The Maryland Insurance Administration has launched an investigation into a title company’s role in facilitating sales of homes in distressed Baltimore neighborhoods by ABC Capital and its related businesses.
The Baltimore Banner reported Monday that an attorney representing dozens of clients from across the globe says he has uncovered instances of fraud and other irregularities in transactions overseen by Castle Title, a Lutherville-based title company that has hired attorneys and is conducting its own review.
The questions prompted major insurance underwriters First American Title Insurance Co. and Old Republic Title to issue warnings against doing business with ABC Capital and scores of related companies and individuals.
Craig Ey, a spokesman for the Maryland Insurance Administration, said Tuesday that the agency’s Market Regulation and Professional Licensing Division has opened an investigation as a result of The Banner’s reporting.
“Because it is now a formal investigation, we cannot comment any further at this time,” he said.
Attorneys for Castle Title said their client had not been contacted by the insurance administration and declined comment.
The Maryland Insurance Administration licenses and regulates insurers, insurance agents and brokers, with its licensing division performing regulatory oversight of domestic and foreign insurance companies, insurance producers, title agents, public adjusters and bail bonds for compliance with state laws and regulations.
Baltimore City Councilwoman Odette Ramos, who works on housing issues, welcomed the insurance probe and said title companies in general need to be held accountable for their role in facilitating transactions that harm city neighborhoods.
“We’ve always had problems with title companies selling houses to people that still have vacant building notices, or not waiting for lien sheets and other work to be done. There has to be some responsibility for the title companies,” Ramos said.

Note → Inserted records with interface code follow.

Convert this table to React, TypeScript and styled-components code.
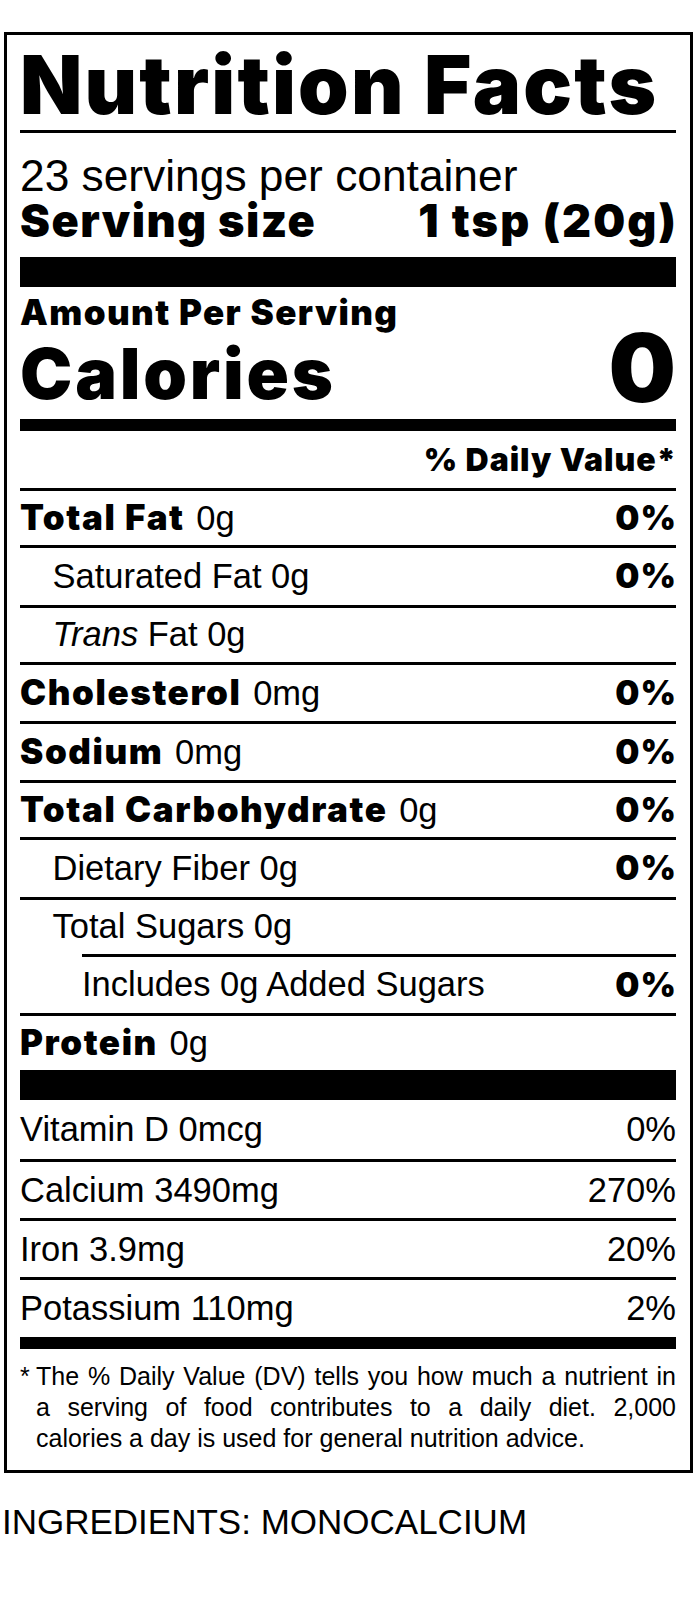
import React from "react";
import styled, { createGlobalStyle } from "styled-components";

const Global = createGlobalStyle`
  html, body { margin: 0; padding: 0; background: #fff; }
  body {
    font-family: "Liberation Sans", Arial, sans-serif;
    color: #000;
  }
`;

const HEAVY = `Inter, "Liberation Sans", Arial, sans-serif`;
const REG = `"Liberation Sans", Arial, sans-serif`;

const Page = styled.div`
  box-sizing: border-box;
  width: 700px;
  min-height: 1605px;
  padding: 32px 7px 0 4px;
`;

const Label = styled.section`
  border: 3px solid #000;
  padding: 0 14px 16px 13px;
`;

const Title = styled.h1`
  margin: 0;
  padding: 10px 0 4px;
  font-family: ${HEAVY};
  font-weight: 900;
  font-size: 81px;
  line-height: 1;
  letter-spacing: 2.2px;
  white-space: nowrap;
  border-bottom: 3px solid #000;
`;

const Servings = styled.div`
  padding-top: 21px;
  font-family: ${REG};
  font-size: 44.3px;
  line-height: 1;
  white-space: nowrap;
`;

const Heavy = styled.span<{ $size: number; $track?: number }>`
  font-family: ${HEAVY};
  font-weight: 900;
  font-size: ${(p) => p.$size}px;
  letter-spacing: ${(p) => p.$track ?? 0.045}em;
  line-height: 1;
  white-space: nowrap;
`;

const RightHeavy = styled(Heavy)`
  margin-right: -${(p) => p.$track ?? 0.045}em;
`;

const SplitLine = styled.div`
  display: flex;
  justify-content: space-between;
  align-items: baseline;
  line-height: 1;
`;

const Bar = styled.div<{ $h: number; $mt?: number }>`
  height: ${(p) => p.$h}px;
  margin-top: ${(p) => p.$mt ?? 0}px;
  background: #000;
`;

const Amount = styled.div`
  margin-top: 8px;
  line-height: 1;
`;

const CaloriesLine = styled.div`
  display: flex;
  justify-content: space-between;
  align-items: flex-end;
  margin-top: -2px;
  margin-bottom: 10px;
`;

const Zero = styled(RightHeavy)`
  line-height: 0.85;
`;

const DVHead = styled.div`
  height: 57px;
  display: flex;
  align-items: center;
  justify-content: flex-end;
  padding-top: 1px;
  box-sizing: border-box;
`;

const NutrientRow = styled.div<{ $pad?: number; $inset?: number; $h: number }>`
  box-sizing: border-box;
  height: ${(p) => p.$h}px;
  display: flex;
  align-items: center;
  justify-content: space-between;
  border-top: 3px solid #000;
  padding-left: ${(p) => p.$pad ?? 0}px;
  margin-left: ${(p) => p.$inset ?? 0}px;
  padding-bottom: 1px;
`;

const VitaminRow = styled.div<{ $first?: boolean; $h: number }>`
  box-sizing: border-box;
  height: ${(p) => p.$h}px;
  display: flex;
  align-items: center;
  justify-content: space-between;
  border-top: ${(p) => (p.$first ? "none" : "3px solid #000")};
`;

const Name = styled.span`
  font-family: ${REG};
  font-size: 34.5px;
  line-height: 1;
  white-space: nowrap;
`;

const BoldName = styled(Heavy)`
  margin-right: 0.06em;
`;

const Em = styled.em`
  font-style: italic;
`;

const RegPct = styled.span`
  font-family: ${REG};
  font-size: 34.5px;
  line-height: 1;
`;

const Footnote = styled.div`
  margin-top: 12px;
  display: grid;
  grid-template-columns: 16px 1fr;
  font-family: ${REG};
  font-size: 25px;
  line-height: 31px;
`;

const FootLine = styled.div<{ $last?: boolean }>`
  white-space: nowrap;
  text-align: ${(p) => (p.$last ? "left" : "justify")};
  text-align-last: ${(p) => (p.$last ? "left" : "justify")};
`;

const Ingredients = styled.div`
  margin: 31px 0 0 -2px;
  font-family: ${REG};
  font-size: 35px;
  line-height: 1;
  white-space: nowrap;
`;

type Nutrient = {
  bold?: string;
  italic?: string;
  text: string;
  pct?: string;
  pad?: number;
  inset?: number;
  h: number;
};

const nutrients: Nutrient[] = [
  { bold: "Total Fat", text: "0g", pct: "0%", h: 57 },
  { text: "Saturated Fat 0g", pct: "0%", pad: 32.5, h: 60 },
  { italic: "Trans", text: "Fat 0g", pad: 32.5, h: 57 },
  { bold: "Cholesterol", text: "0mg", pct: "0%", h: 59 },
  { bold: "Sodium", text: "0mg", pct: "0%", h: 59 },
  { bold: "Total Carbohydrate", text: "0g", pct: "0%", h: 57 },
  { text: "Dietary Fiber 0g", pct: "0%", pad: 32.5, h: 60 },
  { text: "Total Sugars 0g", pad: 32.5, h: 57 },
  { text: "Includes 0g Added Sugars", pct: "0%", inset: 62, h: 59 },
  { bold: "Protein", text: "0g", h: 57 },
];

const vitamins: [string, string, number][] = [
  ["Vitamin D 0mcg", "0%", 59],
  ["Calcium 3490mg", "270%", 59],
  ["Iron 3.9mg", "20%", 59],
  ["Potassium 110mg", "2%", 60],
];

export default function App() {
  return (
    <>
      <Global />
      <Page>
        <Label>
          <Title>Nutrition Facts</Title>
          <Servings>23 servings per container</Servings>
          <SplitLine>
            <Heavy $size={45} $track={0.032}>
              Serving size
            </Heavy>
            <RightHeavy $size={45} $track={0.047}>
              1 tsp (20g)
            </RightHeavy>
          </SplitLine>
          <Bar $h={30} $mt={14} />
          <Amount>
            <Heavy $size={35} $track={0.04}>
              Amount Per Serving
            </Heavy>
          </Amount>
          <CaloriesLine>
            <Heavy $size={70} $track={0.04}>
              Calories
            </Heavy>
            <Zero $size={95} $track={0}>
              0
            </Zero>
          </CaloriesLine>
          <Bar $h={12} />
          <DVHead>
            <RightHeavy $size={32} $track={0.03}>
              % Daily Value*
            </RightHeavy>
          </DVHead>
          {nutrients.map((n, i) => (
            <NutrientRow key={i} $pad={n.pad} $inset={n.inset} $h={n.h}>
              <Name>
                {n.bold && (
                  <>
                    <BoldName $size={35}>{n.bold}</BoldName>{" "}
                  </>
                )}
                {n.italic && (
                  <>
                    <Em>{n.italic}</Em>{" "}
                  </>
                )}
                {n.text}
              </Name>
              {n.pct && (
                <RightHeavy $size={34} $track={0.03}>
                  {n.pct}
                </RightHeavy>
              )}
            </NutrientRow>
          ))}
          <Bar $h={30} />
          {vitamins.map(([name, pct, h], i) => (
            <VitaminRow key={name} $first={i === 0} $h={h}>
              <Name>{name}</Name>
              <RegPct>{pct}</RegPct>
            </VitaminRow>
          ))}
          <Bar $h={12} />
          <Footnote>
            <span>*</span>
            <div>
              <FootLine>The % Daily Value (DV) tells you how much a nutrient in</FootLine>
              <FootLine>a serving of food contributes to a daily diet. 2,000</FootLine>
              <FootLine $last>calories a day is used for general nutrition advice.</FootLine>
            </div>
          </Footnote>
        </Label>
        <Ingredients>INGREDIENTS: MONOCALCIUM</Ingredients>
      </Page>
    </>
  );
}
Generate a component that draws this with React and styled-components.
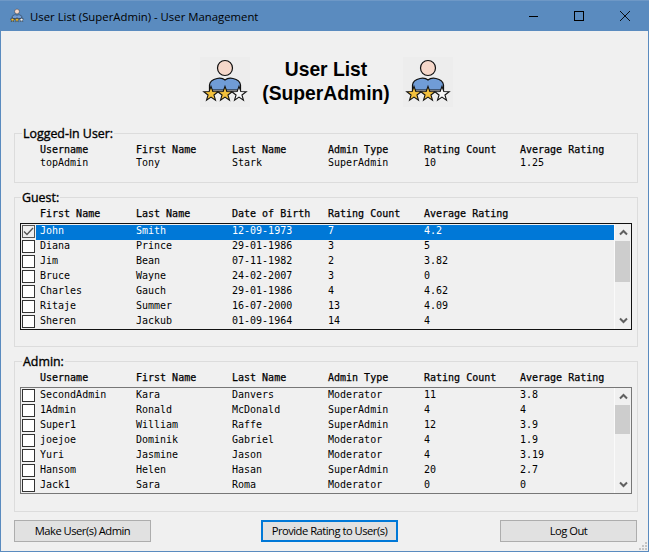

Baltimore attorney Thomas C. Valkenet said he’s been deluged by disgruntled ABC Capital investors and discovered a slew of instances in which property was not received or a buyer signed documents for one home and got another. Others claim transactions were conducted in their names without their knowledge, and paperwork was drawn up involving property owners who did not want to sell. Valkenet said he has also uncovered documents with forged signatures.
“It’s three-card monte, with rowhouses,” Valkenet told The Banner, referring to the card game trick used by hustlers.
Investors from Asia, South America, Europe and across the United States were enticed by a business model in which they were told ABC Capital, and later a spinoff called IPP USA, would, on the investors’ behalf, incorporate limited liability corporations, acquire homes, renovate and maintain them and collect rent. The companies said would be guaranteed for a period of time.
The homes were in Baltimore’s most disinvested areas, many in need of serious repair, and ABC Capital owner Jay Walsh has said his company helped those neighborhoods.
But The Banner reported in November that the company was facing mounting lawsuits in Baltimore, Philadelphia and Miami in which people said ABC hadn’t made rent payments, and that they later discovered the homes had not been renovated. Some of those lawsuits claim that the company has been running a Ponzi scheme.
Walsh, who is now living in Aruba, has denied intentionally misleading anyone and said the coronavirus pandemic had upended his business. In many cases, he said, the investors themselves were to blame, and that others were just trying to get money out of him.
ABC filed for Chapter 7 bankruptcy protection in December, and as of last week is being fined $500 daily for not complying with the bankruptcy proceedings and providing required documents.
Walsh said the warnings issued by title insurance companies have effectively put him out of business, though he says he will continue to offer real estate consulting services.
A title company supervises and ensures that real estate transactions are carried out properly, including recording of documents, disbursement of funds and payments covering city and state taxes and other fees. Valkenet says Castle “utterly failed” to scrutinize the transactions in which questions have arisen.
So far, no regulatory action has been taken against ABC Capital or IPP. In addition to the Maryland Insurance Administration probe, the Pennsylvania Office of Attorney General has also been conducting a noncriminal consumer protection investigation of the Philadelphia-based company for well over a year, but has declined to discuss where it stands.
Ramos, the councilwoman, said the city needs to try to acquire as many of the abandoned homes as possible, through receivership or “in rem” foreclosure.
“There’s almost nothing we can do other than work on trying to acquire these properties, and we should be doing it immediately,” she said.